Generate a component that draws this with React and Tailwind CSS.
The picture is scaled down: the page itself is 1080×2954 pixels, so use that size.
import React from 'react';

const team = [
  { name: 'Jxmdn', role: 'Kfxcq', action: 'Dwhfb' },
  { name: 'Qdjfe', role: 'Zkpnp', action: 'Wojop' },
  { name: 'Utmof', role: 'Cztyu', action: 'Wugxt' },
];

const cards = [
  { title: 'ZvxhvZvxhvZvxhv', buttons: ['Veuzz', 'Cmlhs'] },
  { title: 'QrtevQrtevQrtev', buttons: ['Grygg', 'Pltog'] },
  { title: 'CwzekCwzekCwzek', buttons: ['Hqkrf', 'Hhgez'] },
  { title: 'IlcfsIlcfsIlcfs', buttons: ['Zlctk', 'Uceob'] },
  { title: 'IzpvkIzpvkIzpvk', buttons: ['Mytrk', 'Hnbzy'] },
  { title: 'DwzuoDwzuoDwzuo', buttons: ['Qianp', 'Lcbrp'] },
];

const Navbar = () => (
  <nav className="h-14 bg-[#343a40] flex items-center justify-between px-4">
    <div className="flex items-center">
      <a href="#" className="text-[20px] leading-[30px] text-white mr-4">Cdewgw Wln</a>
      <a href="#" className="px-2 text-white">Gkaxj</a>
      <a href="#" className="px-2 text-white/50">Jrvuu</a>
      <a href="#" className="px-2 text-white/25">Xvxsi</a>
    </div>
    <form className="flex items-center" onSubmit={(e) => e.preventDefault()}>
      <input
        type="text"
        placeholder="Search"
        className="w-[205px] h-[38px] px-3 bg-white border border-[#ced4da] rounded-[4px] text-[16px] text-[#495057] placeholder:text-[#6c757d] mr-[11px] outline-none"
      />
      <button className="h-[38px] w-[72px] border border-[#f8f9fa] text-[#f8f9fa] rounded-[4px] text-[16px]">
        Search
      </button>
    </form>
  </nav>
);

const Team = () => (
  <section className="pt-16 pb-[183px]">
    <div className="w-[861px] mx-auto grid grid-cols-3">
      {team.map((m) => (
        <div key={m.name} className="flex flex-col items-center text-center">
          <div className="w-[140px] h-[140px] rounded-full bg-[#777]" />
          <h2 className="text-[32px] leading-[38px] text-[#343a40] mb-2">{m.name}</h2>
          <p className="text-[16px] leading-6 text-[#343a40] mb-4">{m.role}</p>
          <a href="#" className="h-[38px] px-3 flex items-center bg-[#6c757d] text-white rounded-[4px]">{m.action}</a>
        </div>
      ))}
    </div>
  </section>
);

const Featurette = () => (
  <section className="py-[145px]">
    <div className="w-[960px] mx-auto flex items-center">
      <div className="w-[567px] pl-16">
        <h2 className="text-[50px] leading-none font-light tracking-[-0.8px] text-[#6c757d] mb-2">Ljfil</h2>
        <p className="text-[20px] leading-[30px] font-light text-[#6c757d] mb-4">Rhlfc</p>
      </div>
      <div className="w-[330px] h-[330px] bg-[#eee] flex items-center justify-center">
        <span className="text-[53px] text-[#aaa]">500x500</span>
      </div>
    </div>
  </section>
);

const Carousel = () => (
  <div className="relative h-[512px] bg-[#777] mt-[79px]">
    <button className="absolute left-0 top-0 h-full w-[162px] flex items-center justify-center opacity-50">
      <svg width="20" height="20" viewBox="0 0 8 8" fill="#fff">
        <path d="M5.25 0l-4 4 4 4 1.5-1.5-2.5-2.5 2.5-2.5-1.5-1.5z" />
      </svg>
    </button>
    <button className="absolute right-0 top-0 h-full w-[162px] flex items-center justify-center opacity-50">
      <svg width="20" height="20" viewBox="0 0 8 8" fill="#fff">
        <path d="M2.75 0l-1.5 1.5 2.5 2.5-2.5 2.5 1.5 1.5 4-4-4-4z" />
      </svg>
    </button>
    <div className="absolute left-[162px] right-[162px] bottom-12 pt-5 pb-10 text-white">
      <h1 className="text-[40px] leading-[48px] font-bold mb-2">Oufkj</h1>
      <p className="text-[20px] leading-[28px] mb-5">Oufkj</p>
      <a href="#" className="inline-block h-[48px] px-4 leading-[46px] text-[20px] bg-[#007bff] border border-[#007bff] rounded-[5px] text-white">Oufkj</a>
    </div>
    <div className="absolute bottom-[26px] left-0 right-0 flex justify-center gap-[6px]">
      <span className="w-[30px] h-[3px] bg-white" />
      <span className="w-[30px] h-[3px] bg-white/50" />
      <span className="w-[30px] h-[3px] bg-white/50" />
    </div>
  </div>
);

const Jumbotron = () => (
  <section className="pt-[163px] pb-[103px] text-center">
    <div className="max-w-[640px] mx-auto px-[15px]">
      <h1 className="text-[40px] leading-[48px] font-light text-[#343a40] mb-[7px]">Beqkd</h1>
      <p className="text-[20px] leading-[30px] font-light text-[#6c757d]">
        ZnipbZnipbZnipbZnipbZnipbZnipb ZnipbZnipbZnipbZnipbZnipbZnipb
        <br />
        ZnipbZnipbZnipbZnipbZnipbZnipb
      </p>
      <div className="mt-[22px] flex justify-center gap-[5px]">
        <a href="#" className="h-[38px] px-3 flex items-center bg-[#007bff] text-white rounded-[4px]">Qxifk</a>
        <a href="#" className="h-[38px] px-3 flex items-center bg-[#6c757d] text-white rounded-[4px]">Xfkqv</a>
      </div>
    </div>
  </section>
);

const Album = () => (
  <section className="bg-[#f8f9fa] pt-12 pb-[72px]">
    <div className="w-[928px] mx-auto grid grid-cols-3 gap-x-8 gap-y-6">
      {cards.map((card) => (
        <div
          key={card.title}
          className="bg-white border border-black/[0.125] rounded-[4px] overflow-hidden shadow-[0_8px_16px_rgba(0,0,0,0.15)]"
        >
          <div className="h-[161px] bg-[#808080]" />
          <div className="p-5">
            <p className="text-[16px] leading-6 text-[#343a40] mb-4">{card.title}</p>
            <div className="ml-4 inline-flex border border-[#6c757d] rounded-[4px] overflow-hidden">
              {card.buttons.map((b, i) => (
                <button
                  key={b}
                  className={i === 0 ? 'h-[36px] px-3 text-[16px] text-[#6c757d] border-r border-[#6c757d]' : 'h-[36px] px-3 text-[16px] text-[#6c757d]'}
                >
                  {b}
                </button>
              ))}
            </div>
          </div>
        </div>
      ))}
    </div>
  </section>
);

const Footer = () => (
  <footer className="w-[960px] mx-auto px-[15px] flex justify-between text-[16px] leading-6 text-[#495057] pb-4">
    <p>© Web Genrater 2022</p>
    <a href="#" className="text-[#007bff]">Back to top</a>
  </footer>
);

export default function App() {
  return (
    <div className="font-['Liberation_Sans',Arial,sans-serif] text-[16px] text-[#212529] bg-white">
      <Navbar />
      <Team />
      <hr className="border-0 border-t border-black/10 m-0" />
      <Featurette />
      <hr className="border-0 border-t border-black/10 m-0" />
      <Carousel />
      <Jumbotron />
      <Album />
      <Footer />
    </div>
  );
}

____________________

Return all of the data precisely as it appears.

The answer:
Generate a component that draws this with React and Tailwind CSS.
The picture is scaled down: the page itself is 1080×2954 pixels, so use that size.
import React from 'react';

const team = [
  { name: 'Jxmdn', role: 'Kfxcq', action: 'Dwhfb' },
  { name: 'Qdjfe', role: 'Zkpnp', action: 'Wojop' },
  { name: 'Utmof', role: 'Cztyu', action: 'Wugxt' },
];

const cards = [
  { title: 'ZvxhvZvxhvZvxhv', buttons: ['Veuzz', 'Cmlhs'] },
  { title: 'QrtevQrtevQrtev', buttons: ['Grygg', 'Pltog'] },
  { title: 'CwzekCwzekCwzek', buttons: ['Hqkrf', 'Hhgez'] },
  { title: 'IlcfsIlcfsIlcfs', buttons: ['Zlctk', 'Uceob'] },
  { title: 'IzpvkIzpvkIzpvk', buttons: ['Mytrk', 'Hnbzy'] },
  { title: 'DwzuoDwzuoDwzuo', buttons: ['Qianp', 'Lcbrp'] },
];

const Navbar = () => (
  <nav className="h-14 bg-[#343a40] flex items-center justify-between px-4">
    <div className="flex items-center">
      <a href="#" className="text-[20px] leading-[30px] text-white mr-4">Cdewgw Wln</a>
      <a href="#" className="px-2 text-white">Gkaxj</a>
      <a href="#" className="px-2 text-white/50">Jrvuu</a>
      <a href="#" className="px-2 text-white/25">Xvxsi</a>
    </div>
    <form className="flex items-center" onSubmit={(e) => e.preventDefault()}>
      <input
        type="text"
        placeholder="Search"
        className="w-[205px] h-[38px] px-3 bg-white border border-[#ced4da] rounded-[4px] text-[16px] text-[#495057] placeholder:text-[#6c757d] mr-[11px] outline-none"
      />
      <button className="h-[38px] w-[72px] border border-[#f8f9fa] text-[#f8f9fa] rounded-[4px] text-[16px]">
        Search
      </button>
    </form>
  </nav>
);

const Team = () => (
  <section className="pt-16 pb-[183px]">
    <div className="w-[861px] mx-auto grid grid-cols-3">
      {team.map((m) => (
        <div key={m.name} className="flex flex-col items-center text-center">
          <div className="w-[140px] h-[140px] rounded-full bg-[#777]" />
          <h2 className="text-[32px] leading-[38px] text-[#343a40] mb-2">{m.name}</h2>
          <p className="text-[16px] leading-6 text-[#343a40] mb-4">{m.role}</p>
          <a href="#" className="h-[38px] px-3 flex items-center bg-[#6c757d] text-white rounded-[4px]">{m.action}</a>
        </div>
      ))}
    </div>
  </section>
);

const Featurette = () => (
  <section className="py-[145px]">
    <div className="w-[960px] mx-auto flex items-center">
      <div className="w-[567px] pl-16">
        <h2 className="text-[50px] leading-none font-light tracking-[-0.8px] text-[#6c757d] mb-2">Ljfil</h2>
        <p className="text-[20px] leading-[30px] font-light text-[#6c757d] mb-4">Rhlfc</p>
      </div>
      <div className="w-[330px] h-[330px] bg-[#eee] flex items-center justify-center">
        <span className="text-[53px] text-[#aaa]">500x500</span>
      </div>
    </div>
  </section>
);

const Carousel = () => (
  <div className="relative h-[512px] bg-[#777] mt-[79px]">
    <button className="absolute left-0 top-0 h-full w-[162px] flex items-center justify-center opacity-50">
      <svg width="20" height="20" viewBox="0 0 8 8" fill="#fff">
        <path d="M5.25 0l-4 4 4 4 1.5-1.5-2.5-2.5 2.5-2.5-1.5-1.5z" />
      </svg>
    </button>
    <button className="absolute right-0 top-0 h-full w-[162px] flex items-center justify-center opacity-50">
      <svg width="20" height="20" viewBox="0 0 8 8" fill="#fff">
        <path d="M2.75 0l-1.5 1.5 2.5 2.5-2.5 2.5 1.5 1.5 4-4-4-4z" />
      </svg>
    </button>
    <div className="absolute left-[162px] right-[162px] bottom-12 pt-5 pb-10 text-white">
      <h1 className="text-[40px] leading-[48px] font-bold mb-2">Oufkj</h1>
      <p className="text-[20px] leading-[28px] mb-5">Oufkj</p>
      <a href="#" className="inline-block h-[48px] px-4 leading-[46px] text-[20px] bg-[#007bff] border border-[#007bff] rounded-[5px] text-white">Oufkj</a>
    </div>
    <div className="absolute bottom-[26px] left-0 right-0 flex justify-center gap-[6px]">
      <span className="w-[30px] h-[3px] bg-white" />
      <span className="w-[30px] h-[3px] bg-white/50" />
      <span className="w-[30px] h-[3px] bg-white/50" />
    </div>
  </div>
);

const Jumbotron = () => (
  <section className="pt-[163px] pb-[103px] text-center">
    <div className="max-w-[640px] mx-auto px-[15px]">
      <h1 className="text-[40px] leading-[48px] font-light text-[#343a40] mb-[7px]">Beqkd</h1>
      <p className="text-[20px] leading-[30px] font-light text-[#6c757d]">
        ZnipbZnipbZnipbZnipbZnipbZnipb ZnipbZnipbZnipbZnipbZnipbZnipb
        <br />
        ZnipbZnipbZnipbZnipbZnipbZnipb
      </p>
      <div className="mt-[22px] flex justify-center gap-[5px]">
        <a href="#" className="h-[38px] px-3 flex items-center bg-[#007bff] text-white rounded-[4px]">Qxifk</a>
        <a href="#" className="h-[38px] px-3 flex items-center bg-[#6c757d] text-white rounded-[4px]">Xfkqv</a>
      </div>
    </div>
  </section>
);

const Album = () => (
  <section className="bg-[#f8f9fa] pt-12 pb-[72px]">
    <div className="w-[928px] mx-auto grid grid-cols-3 gap-x-8 gap-y-6">
      {cards.map((card) => (
        <div
          key={card.title}
          className="bg-white border border-black/[0.125] rounded-[4px] overflow-hidden shadow-[0_8px_16px_rgba(0,0,0,0.15)]"
        >
          <div className="h-[161px] bg-[#808080]" />
          <div className="p-5">
            <p className="text-[16px] leading-6 text-[#343a40] mb-4">{card.title}</p>
            <div className="ml-4 inline-flex border border-[#6c757d] rounded-[4px] overflow-hidden">
              {card.buttons.map((b, i) => (
                <button
                  key={b}
                  className={i === 0 ? 'h-[36px] px-3 text-[16px] text-[#6c757d] border-r border-[#6c757d]' : 'h-[36px] px-3 text-[16px] text-[#6c757d]'}
                >
                  {b}
                </button>
              ))}
            </div>
          </div>
        </div>
      ))}
    </div>
  </section>
);

const Footer = () => (
  <footer className="w-[960px] mx-auto px-[15px] flex justify-between text-[16px] leading-6 text-[#495057] pb-4">
    <p>© Web Genrater 2022</p>
    <a href="#" className="text-[#007bff]">Back to top</a>
  </footer>
);

export default function App() {
  return (
    <div className="font-['Liberation_Sans',Arial,sans-serif] text-[16px] text-[#212529] bg-white">
      <Navbar />
      <Team />
      <hr className="border-0 border-t border-black/10 m-0" />
      <Featurette />
      <hr className="border-0 border-t border-black/10 m-0" />
      <Carousel />
      <Jumbotron />
      <Album />
      <Footer />
    </div>
  );
}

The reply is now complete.